1. Sebuah Awal Di Tahun Kedua

412 46 15
                                    

Tap, tap, tap!

Karin melangkahkan kedua kakinya di lorong sekolah. Ketukan sepatunya terdengar begitu jelas. Iris saphirenya menatap datar beberapa anak yang mulai saling berbisik saat pandangan mereka tak sengaja bertemu.

"Sst, dia datang. Dia datang!"

"Hari ini ada rumor apalagi tentang dia?"

"Masuk sini pake beasiswa aja belagu. Sok-sok an dingin begitu."

Bisikan-bisikan itu terdengar begitu jelas. Karin mempercepat langkah dan mengenakan earphone yang sedari tadi di simpan dalam saku jaketnya. Sambil bersenandung dalam hati, gadis itu mengacuhkan puluhan pasang mata yang selalu menatapnya rendah.

Orang-orang kaya memang selalu punya kuasa untuk menjatuhkan orang miskin sepertinya. Tapi Karin tidak ambil pusing. Dia tidak punya waktu untuk meladeni itu semua.

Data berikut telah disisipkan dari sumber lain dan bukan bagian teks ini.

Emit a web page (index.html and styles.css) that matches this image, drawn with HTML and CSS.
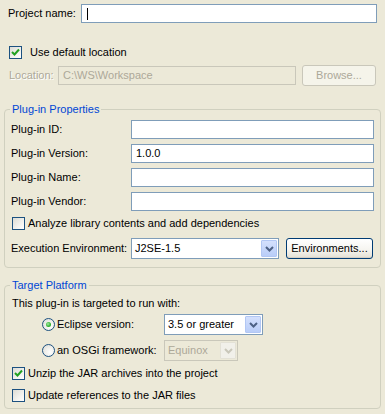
FILE: index.html
```html
<!DOCTYPE html>
<html>
<head>
<meta charset="utf-8">
<title>New Plug-in from Existing JAR Archives</title>
<link rel="stylesheet" href="styles.css">
</head>
<body>
<div class="top">
  <div class="row r-project">
    <span class="lbl-project">Project name:</span>
    <div class="field grow caret-host"><span class="caret"></span></div>
  </div>
  <div class="row r-default">
    <span class="check check-top checked"><svg viewBox="0 0 11 11" width="11" height="11"><polyline points="2,5 4.5,7.5 9,2.5" fill="none" stroke="#21a121" stroke-width="2"/></svg></span>
    <span class="ctext-wide">Use default location</span>
  </div>
  <div class="row r-location">
    <span class="lbl-location disabled-text">Location:</span>
    <div class="field field-disabled loc">C:\WS\Workspace</div>
    <div class="btn btn-disabled browse">Browse...</div>
  </div>
</div>

<fieldset class="group g1">
  <legend>Plug-in Properties</legend>
  <div class="row prop r-first">
    <span class="plbl">Plug-in ID:</span>
    <div class="field grow"></div>
  </div>
  <div class="row prop">
    <span class="plbl">Plug-in Version:</span>
    <div class="field grow">1.0.0</div>
  </div>
  <div class="row prop">
    <span class="plbl">Plug-in Name:</span>
    <div class="field grow"></div>
  </div>
  <div class="row prop">
    <span class="plbl">Plug-in Vendor:</span>
    <div class="field grow"></div>
  </div>
  <div class="row r-analyze">
    <span class="check"></span>
    <span class="ctext">Analyze library contents and add dependencies</span>
  </div>
  <div class="row r-exec">
    <span class="plbl">Execution Environment:</span>
    <div class="combo exec-combo">
      <span class="combo-text">J2SE-1.5</span>
      <span class="arrow"><svg viewBox="0 0 9 6" width="9" height="6"><polyline points="1,1 4.5,4.5 8,1" fill="none" stroke="#4d6185" stroke-width="2"/></svg></span>
    </div>
    <div class="btn btn-default envs">Environments...</div>
  </div>
</fieldset>

<fieldset class="group g2">
  <legend>Target Platform</legend>
  <div class="row r-intro">This plug-in is targeted to run with:</div>
  <div class="row r-eclipse">
    <span class="radio selected"><span class="dot"></span></span>
    <span class="rtext">Eclipse version:</span>
    <div class="combo eclipse-combo">
      <span class="combo-text">3.5 or greater</span>
      <span class="arrow"><svg viewBox="0 0 9 6" width="9" height="6"><polyline points="1,1 4.5,4.5 8,1" fill="none" stroke="#4d6185" stroke-width="2"/></svg></span>
    </div>
  </div>
  <div class="row r-osgi">
    <span class="radio"></span>
    <span class="rtext">an OSGi framework:</span>
    <div class="combo combo-disabled osgi-combo">
      <span class="combo-text">Equinox</span>
      <span class="arrow"><svg viewBox="0 0 9 6" width="9" height="6"><polyline points="1,1 4.5,4.5 8,1" fill="none" stroke="#c9c7ba" stroke-width="2"/></svg></span>
    </div>
  </div>
  <div class="row r-unzip">
    <span class="check checked"><svg viewBox="0 0 11 11" width="11" height="11"><polyline points="2,5 4.5,7.5 9,2.5" fill="none" stroke="#21a121" stroke-width="2"/></svg></span>
    <span class="ctext">Unzip the JAR archives into the project</span>
  </div>
  <div class="row r-update">
    <span class="check"></span>
    <span class="ctext">Update references to the JAR files</span>
  </div>
</fieldset>
</body>
</html>
```

FILE: styles.css
```css
* { box-sizing: border-box; }
html, body { margin: 0; padding: 0; }
body {
  background: #ece9d8;
  font: 11px/13px "Liberation Sans", Arial, sans-serif;
  color: #000;
  width: 385px;
  height: 414px;
  overflow: hidden;
}
.top { padding: 4px 8px 0; }
.row { display: flex; align-items: center; white-space: nowrap; }
.grow { flex: 1; }

.field {
  height: 19px;
  border: 1px solid #7f9db9;
  background: #fff;
  padding: 0 4px;
  line-height: 17px;
}
.field-disabled {
  border-color: #c9c7ba;
  background: #ece9d8;
  color: #aca899;
}
.disabled-text { color: #aca899; text-shadow: 1px 1px 0 #fff; }

.caret-host { position: relative; }
.caret {
  position: absolute;
  left: 5px;
  top: 3px;
  width: 1px;
  height: 12px;
  background: #000;
}

.r-project { height: 19px; }
.lbl-project { width: 73px; }

.r-default { height: 13px; margin-top: 23px; }
.check-top { margin-left: 1px; }
.ctext-wide { margin-left: 8px; }

.r-location { height: 21px; margin-top: 6px; }
.lbl-location { width: 50px; padding-left: 1px; }
.loc { width: 238px; padding-left: 4px; }

.btn {
  height: 21px;
  border-radius: 3px;
  text-align: center;
  line-height: 19px;
}
.btn-disabled {
  border: 1px solid #c9c7ba;
  background: #f5f4ea;
  color: #aca899;
}
.browse { width: 74px; margin-left: 6px; }
.btn-default {
  border: 1px solid #003c74;
  background: linear-gradient(#ffffff 0%, #f6f5f0 55%, #e3e0d4 100%);
  box-shadow: inset 0 -1px 0 #d6d0c5;
}
.envs { width: 87px; margin-left: 7px; }

/* checkbox */
.check {
  flex: none;
  width: 13px;
  height: 13px;
  border: 1px solid #1c5180;
  background: linear-gradient(135deg, #dcdcd5 0%, #f2f2ef 60%, #ffffff 100%);
  display: flex;
  align-items: center;
  justify-content: center;
}
.check svg { display: block; }
.ctext { margin-left: 3px; }

/* radio */
.radio {
  flex: none;
  width: 13px;
  height: 13px;
  border-radius: 50%;
  border: 1px solid #1c5180;
  background: radial-gradient(circle at 65% 65%, #ffffff 0%, #f0f0ec 45%, #d8d8d2 100%);
  display: flex;
  align-items: center;
  justify-content: center;
  margin-left: 31px;
}
.dot {
  width: 5px;
  height: 5px;
  border-radius: 50%;
  background: radial-gradient(circle at 40% 40%, #a4e8a4 0%, #2fb12f 60%, #1f931f 100%);
}
.rtext { margin-left: 2px; width: 107px; }

/* combo */
.combo {
  height: 21px;
  border: 1px solid #7f9db9;
  background: #fff;
  display: flex;
  align-items: stretch;
  padding: 1px;
}
.combo-text { flex: 1; padding-left: 2px; line-height: 17px; }
.arrow {
  width: 16px;
  background: linear-gradient(#d4e0fd, #b9cdf8);
  border: 1px solid #b2c7f4;
  border-radius: 1px;
  display: flex;
  align-items: center;
  justify-content: center;
}
.combo-disabled { border-color: #c9c7ba; background: #ece9d8; color: #aca899; }
.combo-disabled .arrow { background: #f1f0ea; border-color: #e3e1d6; }

.exec-combo { width: 148px; }
.eclipse-combo { width: 99px; }
.osgi-combo { width: 74px; }

/* groups */
.group {
  margin: 0 4px;
  padding: 4px 6px 8px;
  border: 1px solid #d0d0bf;
  border-radius: 4px;
  min-width: 0;
}
.group legend {
  padding: 0 2px;
  margin-left: -1px;
  color: #0046d5;
  line-height: 13px;
  height: 13px;
}
.g1 { margin-top: 17px; }
.g2 { margin-top: 11px; padding-top: 5px; padding-bottom: 6px; }

.prop { height: 19px; margin-top: 5px; }
.r-first { margin-top: 0; }
.plbl { width: 120px; }
.r-analyze { height: 13px; margin-top: 6px; padding-left: 1px; }
.r-exec { height: 21px; margin-top: 8px; }

.r-intro { height: 13px; padding-left: 1px; }
.r-eclipse { height: 21px; margin-top: 4px; }
.r-osgi { height: 21px; margin-top: 5px; }
.r-unzip { height: 13px; margin-top: 6px; padding-left: 1px; }
.r-update { height: 13px; margin-top: 9px; padding-left: 1px; }
```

"Kenapa semakin hari semakin ricuh, sih," gumamnya sangat pelan. "Anak-anak bodoh."

Untuk mengalihkan perhatiannya, Karin menatap layar berita handphone. Lagi-lagi berita pembunuhan, penculikan, dan mutilasi. Gadis itu menghela nafas malas. Entah kenapa kasus pembunuhan sadis sedang menjadi topik viral di beranda beritanya. Tapi Karin bukan tipe orang yang suka membaca topik-topik seperti itu.

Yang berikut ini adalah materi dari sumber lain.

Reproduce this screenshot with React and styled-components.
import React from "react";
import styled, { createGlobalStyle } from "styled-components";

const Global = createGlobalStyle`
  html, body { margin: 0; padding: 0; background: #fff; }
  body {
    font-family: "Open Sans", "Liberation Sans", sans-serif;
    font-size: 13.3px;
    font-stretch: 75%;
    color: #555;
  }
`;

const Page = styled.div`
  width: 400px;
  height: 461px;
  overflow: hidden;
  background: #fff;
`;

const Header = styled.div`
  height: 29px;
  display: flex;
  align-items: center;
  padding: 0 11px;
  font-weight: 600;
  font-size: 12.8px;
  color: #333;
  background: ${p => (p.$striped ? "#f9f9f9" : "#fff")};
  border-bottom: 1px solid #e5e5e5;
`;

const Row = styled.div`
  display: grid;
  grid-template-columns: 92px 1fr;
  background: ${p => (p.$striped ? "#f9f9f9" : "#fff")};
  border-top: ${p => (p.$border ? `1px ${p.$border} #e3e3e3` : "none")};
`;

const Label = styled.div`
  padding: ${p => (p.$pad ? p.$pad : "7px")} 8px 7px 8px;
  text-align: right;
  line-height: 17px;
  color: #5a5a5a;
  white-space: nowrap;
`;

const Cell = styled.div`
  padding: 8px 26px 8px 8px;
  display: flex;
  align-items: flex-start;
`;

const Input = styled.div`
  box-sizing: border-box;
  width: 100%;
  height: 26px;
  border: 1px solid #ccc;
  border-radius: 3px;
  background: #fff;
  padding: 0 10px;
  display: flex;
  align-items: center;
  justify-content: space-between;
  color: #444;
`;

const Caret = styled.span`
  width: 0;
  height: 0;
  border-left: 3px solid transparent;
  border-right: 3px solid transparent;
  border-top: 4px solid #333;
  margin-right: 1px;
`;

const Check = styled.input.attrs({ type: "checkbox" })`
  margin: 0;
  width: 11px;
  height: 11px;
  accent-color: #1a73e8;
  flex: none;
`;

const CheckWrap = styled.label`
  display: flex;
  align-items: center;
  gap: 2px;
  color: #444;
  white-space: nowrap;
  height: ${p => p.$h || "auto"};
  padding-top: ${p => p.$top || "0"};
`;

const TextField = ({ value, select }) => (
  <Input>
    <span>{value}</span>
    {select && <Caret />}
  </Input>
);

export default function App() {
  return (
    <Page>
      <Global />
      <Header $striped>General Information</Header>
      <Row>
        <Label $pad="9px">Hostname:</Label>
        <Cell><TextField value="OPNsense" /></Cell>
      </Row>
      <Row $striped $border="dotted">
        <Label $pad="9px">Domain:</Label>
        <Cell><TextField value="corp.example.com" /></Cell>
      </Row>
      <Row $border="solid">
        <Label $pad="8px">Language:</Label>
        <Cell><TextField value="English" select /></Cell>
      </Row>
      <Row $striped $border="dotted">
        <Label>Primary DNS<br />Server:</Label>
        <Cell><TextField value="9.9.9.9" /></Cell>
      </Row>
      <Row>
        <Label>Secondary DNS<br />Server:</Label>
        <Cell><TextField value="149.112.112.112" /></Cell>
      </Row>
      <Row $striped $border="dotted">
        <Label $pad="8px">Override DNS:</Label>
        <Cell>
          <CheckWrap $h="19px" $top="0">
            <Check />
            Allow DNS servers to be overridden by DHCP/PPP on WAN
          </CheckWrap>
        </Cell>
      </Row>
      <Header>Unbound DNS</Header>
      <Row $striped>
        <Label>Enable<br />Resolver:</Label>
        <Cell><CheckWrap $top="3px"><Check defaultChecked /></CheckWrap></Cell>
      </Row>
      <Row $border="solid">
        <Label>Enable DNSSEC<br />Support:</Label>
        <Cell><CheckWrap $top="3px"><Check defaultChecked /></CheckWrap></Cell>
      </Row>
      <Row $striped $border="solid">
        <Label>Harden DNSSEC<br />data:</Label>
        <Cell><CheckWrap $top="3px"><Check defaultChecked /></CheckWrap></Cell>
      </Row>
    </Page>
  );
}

"Rasanya lebih baik bunuh diri," gumamnya tanpa sadar. "Ganti, ganti, ganti."

Pandangannya pun teralihkan pada salah satu berita yang terpampang di beranda musik. Oh, rupanya berita mengenai konser musik salah satu band rock Jepang kesukaannya akan melakukan tour di musim ini.

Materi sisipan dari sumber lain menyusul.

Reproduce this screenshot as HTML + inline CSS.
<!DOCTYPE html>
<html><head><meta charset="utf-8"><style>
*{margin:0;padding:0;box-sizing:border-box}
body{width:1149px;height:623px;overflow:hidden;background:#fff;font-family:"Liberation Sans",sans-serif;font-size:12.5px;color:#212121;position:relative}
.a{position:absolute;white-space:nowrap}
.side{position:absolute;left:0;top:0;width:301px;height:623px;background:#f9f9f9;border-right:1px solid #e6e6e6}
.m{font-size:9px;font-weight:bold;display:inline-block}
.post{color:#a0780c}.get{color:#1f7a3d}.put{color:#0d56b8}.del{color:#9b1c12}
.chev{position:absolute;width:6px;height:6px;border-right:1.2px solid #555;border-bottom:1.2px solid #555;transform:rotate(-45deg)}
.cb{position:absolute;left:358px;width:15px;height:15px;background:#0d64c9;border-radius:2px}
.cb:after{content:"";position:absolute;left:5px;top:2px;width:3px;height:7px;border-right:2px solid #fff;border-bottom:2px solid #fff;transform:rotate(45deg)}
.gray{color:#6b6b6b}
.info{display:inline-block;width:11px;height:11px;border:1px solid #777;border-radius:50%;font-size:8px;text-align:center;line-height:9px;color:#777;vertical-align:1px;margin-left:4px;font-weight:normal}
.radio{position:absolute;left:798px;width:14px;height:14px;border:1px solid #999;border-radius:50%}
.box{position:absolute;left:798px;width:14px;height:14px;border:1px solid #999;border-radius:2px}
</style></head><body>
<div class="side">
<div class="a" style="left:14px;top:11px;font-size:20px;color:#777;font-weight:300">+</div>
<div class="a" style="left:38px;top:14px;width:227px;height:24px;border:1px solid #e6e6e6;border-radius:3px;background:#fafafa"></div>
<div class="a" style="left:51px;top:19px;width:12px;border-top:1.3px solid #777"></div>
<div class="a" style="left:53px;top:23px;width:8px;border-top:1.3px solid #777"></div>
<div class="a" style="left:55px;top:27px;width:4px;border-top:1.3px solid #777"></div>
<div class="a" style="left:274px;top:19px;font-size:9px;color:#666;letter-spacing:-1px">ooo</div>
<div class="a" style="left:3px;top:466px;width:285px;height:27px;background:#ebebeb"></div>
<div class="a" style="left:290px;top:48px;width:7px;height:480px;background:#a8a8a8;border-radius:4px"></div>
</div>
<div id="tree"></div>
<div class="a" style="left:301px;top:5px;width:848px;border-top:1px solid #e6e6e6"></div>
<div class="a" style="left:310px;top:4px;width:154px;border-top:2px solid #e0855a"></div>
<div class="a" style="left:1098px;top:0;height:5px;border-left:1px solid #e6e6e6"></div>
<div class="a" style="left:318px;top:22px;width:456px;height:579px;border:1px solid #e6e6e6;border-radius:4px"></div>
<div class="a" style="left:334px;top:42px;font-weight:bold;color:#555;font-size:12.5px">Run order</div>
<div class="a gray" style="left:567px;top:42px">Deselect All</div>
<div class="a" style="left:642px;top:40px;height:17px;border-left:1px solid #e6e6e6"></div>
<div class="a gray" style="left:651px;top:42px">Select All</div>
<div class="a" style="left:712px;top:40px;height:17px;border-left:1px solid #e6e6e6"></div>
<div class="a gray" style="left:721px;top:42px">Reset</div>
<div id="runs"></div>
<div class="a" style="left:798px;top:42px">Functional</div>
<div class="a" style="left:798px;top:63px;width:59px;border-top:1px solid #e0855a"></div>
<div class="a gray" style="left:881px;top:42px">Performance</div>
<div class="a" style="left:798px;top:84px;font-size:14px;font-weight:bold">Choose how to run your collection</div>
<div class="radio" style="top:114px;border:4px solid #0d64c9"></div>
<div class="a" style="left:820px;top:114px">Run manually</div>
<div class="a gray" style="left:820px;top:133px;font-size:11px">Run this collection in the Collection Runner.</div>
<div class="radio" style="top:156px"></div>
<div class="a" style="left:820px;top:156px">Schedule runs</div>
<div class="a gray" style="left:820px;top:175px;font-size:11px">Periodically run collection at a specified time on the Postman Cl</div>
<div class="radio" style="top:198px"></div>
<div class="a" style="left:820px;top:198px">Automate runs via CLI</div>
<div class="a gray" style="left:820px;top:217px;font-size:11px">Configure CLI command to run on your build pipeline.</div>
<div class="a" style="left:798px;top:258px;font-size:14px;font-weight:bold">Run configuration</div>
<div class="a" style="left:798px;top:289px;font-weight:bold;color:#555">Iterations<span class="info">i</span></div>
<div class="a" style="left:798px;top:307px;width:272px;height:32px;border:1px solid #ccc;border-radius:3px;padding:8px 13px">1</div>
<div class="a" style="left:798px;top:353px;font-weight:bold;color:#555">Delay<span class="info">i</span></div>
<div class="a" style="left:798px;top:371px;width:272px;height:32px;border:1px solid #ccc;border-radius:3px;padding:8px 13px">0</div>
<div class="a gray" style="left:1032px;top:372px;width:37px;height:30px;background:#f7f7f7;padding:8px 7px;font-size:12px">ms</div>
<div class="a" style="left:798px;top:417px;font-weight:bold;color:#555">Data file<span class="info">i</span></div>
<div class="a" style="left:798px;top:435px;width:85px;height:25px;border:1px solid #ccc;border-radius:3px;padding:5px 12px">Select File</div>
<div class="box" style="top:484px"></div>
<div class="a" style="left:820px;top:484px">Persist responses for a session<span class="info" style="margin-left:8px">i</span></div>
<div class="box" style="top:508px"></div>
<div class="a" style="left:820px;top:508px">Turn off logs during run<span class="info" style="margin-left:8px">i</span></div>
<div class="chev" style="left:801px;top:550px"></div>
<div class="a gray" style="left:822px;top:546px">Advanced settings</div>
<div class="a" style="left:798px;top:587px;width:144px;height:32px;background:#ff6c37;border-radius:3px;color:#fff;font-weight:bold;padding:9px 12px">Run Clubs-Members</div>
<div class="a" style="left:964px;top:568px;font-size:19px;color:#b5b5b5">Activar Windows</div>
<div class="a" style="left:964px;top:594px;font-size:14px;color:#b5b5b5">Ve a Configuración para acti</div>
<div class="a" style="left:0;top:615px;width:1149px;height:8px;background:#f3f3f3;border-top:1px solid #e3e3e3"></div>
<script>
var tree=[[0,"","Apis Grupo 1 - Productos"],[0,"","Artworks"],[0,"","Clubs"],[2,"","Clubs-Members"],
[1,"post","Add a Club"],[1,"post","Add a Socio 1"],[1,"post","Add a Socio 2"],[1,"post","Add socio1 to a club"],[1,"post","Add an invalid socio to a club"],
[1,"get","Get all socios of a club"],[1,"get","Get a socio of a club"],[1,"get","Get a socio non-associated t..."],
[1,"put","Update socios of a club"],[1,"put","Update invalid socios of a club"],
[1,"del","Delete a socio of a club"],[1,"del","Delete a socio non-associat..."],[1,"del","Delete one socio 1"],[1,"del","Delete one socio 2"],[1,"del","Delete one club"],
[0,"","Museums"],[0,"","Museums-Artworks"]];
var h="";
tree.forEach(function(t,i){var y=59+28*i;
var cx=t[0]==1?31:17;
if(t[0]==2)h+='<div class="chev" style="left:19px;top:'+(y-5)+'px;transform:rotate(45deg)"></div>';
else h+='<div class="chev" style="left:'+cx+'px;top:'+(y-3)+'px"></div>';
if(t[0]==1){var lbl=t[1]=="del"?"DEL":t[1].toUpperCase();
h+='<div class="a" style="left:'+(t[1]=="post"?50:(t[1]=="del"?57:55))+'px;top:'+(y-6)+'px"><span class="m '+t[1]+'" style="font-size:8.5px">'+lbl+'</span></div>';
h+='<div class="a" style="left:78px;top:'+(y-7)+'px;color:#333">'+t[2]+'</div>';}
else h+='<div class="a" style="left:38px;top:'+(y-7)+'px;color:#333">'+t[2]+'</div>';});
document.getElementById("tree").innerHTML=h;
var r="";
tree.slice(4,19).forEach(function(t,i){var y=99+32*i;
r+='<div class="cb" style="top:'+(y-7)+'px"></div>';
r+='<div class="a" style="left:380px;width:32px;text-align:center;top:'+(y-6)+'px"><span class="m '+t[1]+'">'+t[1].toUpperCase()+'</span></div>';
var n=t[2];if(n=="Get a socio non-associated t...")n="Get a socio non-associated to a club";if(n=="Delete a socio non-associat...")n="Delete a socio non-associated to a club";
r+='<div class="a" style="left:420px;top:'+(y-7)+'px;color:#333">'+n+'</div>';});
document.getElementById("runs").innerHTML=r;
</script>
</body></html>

Karin tersenyum dalam hati. Karena terlalu asyik membaca berita itu, sepasang iris saphirenya menjadi tak menangkap keberadaan orang di hadapannya.

Bruuk!

Langkah Karin terhenti ketika bahunya tak sengaja menabrak salah seorang lelaki bersurai perak hingga ponselnya terjatuh tepat di depan kaki lelaki itu. Karin menahan nafas, hampir saja terinjak jika lelaki itu tidak menghentikan langkahnya.

"Ah, maaf," sesal Karin pelan. Alih-alih membungkuk untuk mengambil ponsel hitam itu, dua tangan kasar justru sengaja mendorongnya hingga terjatuh.

"Makanya, jalan pakai mata! Jangan pake dengkul!"

Karin mengaduh pelan dan mendongak, mencari siapa pemilik tangan kasar itu. Dia pun baru sadar kalau di sebelah lelaki yang ditabraknya, ada seorang gadis berambut ikal yang sangat angkuh. Gadis ikal itu berdecih dan beralih pada lelaki di sampingnya, menepuk-nepuk bahu yang tak sengaja tertabrak.

"Untung aja kamu enggak apa-apa," gadis ikal itu menatap sinis, "cewek bar-bar itu emang salah satu generasi nunduk."

"Psst, lihat-lihat. Pagi-pagi dia udah cari masalah."

"Ga habis pikir ih aku. Ada ya orang yang kayak gitu."

"Sengaja banget nabrak prince charming kita. Ih dia pikir mau kayak di sinetron kali ya."

Gosip demi gosip kembali berkicau. Karin mendengus, meniup poninya yang berantakan. Drama-drama menjijikkan ini sudah seringkali Karin tonton di televisi, tapi baru kali ini ada wanita ular yang benar-benar nyata di hadapannya.

"Elia, kamu terlalu berlebihan. Aku tidak apa-apa." Lelaki bersurai perak itu mengulurkan tangannya dan tersenyum pada Karin. "Maaf ya."

"Terimakasih. Tapi aku bisa sendiri," ucap Karin dan beranjak berdiri tanpa menerima uluran tangan tersebut. Tatapannya segera beralih pada layar handphone yang sedikit retak.